M. de Falla fut, croyons-nous, le disciple de Pedrell, et son disciple très cher. Il est juste d’associer aujourd’hui la louange du survivant, jeune encore, au souvenir, au deuil du vieux maître qui n’est plus. Avec toute notre admiration, Pedrell eut toute notre amitié. Amitié lointaine, de deux amis inconnus l’un à l’autre et qui ne devaient jamais se voir. Mais pendant quelque vingt ans ses lettres nous avaient appris quel homme était l’artiste et, lorsqu’il mourut, nous le saluâmes en notre cœur du salut funèbre qu’il était lui aussi digne de recevoir : « Adieu, belle âme et beau génie ! »

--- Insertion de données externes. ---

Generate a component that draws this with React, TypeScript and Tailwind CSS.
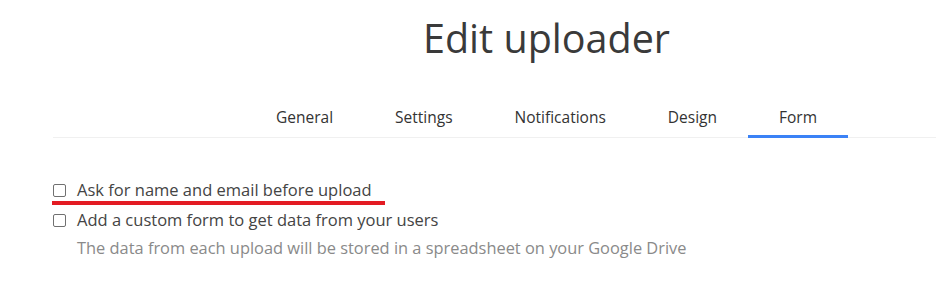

Une fois encore, M. Édouard Risler a consacré huit concerts, — on ne nous fera point écrire « récitals, » — à l’exécution des trente-deux sonates de Beethoven. Ce furent des « soirs sereins et beaux, » de ceux qu’aimait le poète. Jamais public plus nombreux n’applaudit interprète plus digne de l’œuvre. L’un et l’autre sont inséparables aujourd’hui. Pour le grand pianiste, il n’est pas de plus grand honneur. Mais pour lui et pour certains auditeurs, dont nous sommes, il n’est pas de plus grande gêne que de voir et d’entendre tourner les pages par les personnes qui suivent sur la musique. » Et pourquoi suivent-elles, ces personnes ? Peut-être comme l’Anglais qui suivait le dompteur, dans l’espoir d’un accident ? Ou, pour noter les détails, les nuances d’une interprétation d’ailleurs inimitable ? Alors leur intention serait plus pure, mais non moins vaine leur espérance. En tout cas, les tourneurs devraient bien s’entendre pour se servir d’une édition unique. Ils tourneraient ensemble, au même moment, la même page, et cela mettrait au moins de l’unité dans le geste et le bruit du tournement.


CAMILLE BELLAIGUE.

  1. Ricordi, éditeur.
  2. Adaptation française de M. Paul Milliet ; Eschig, éditeur, Paris.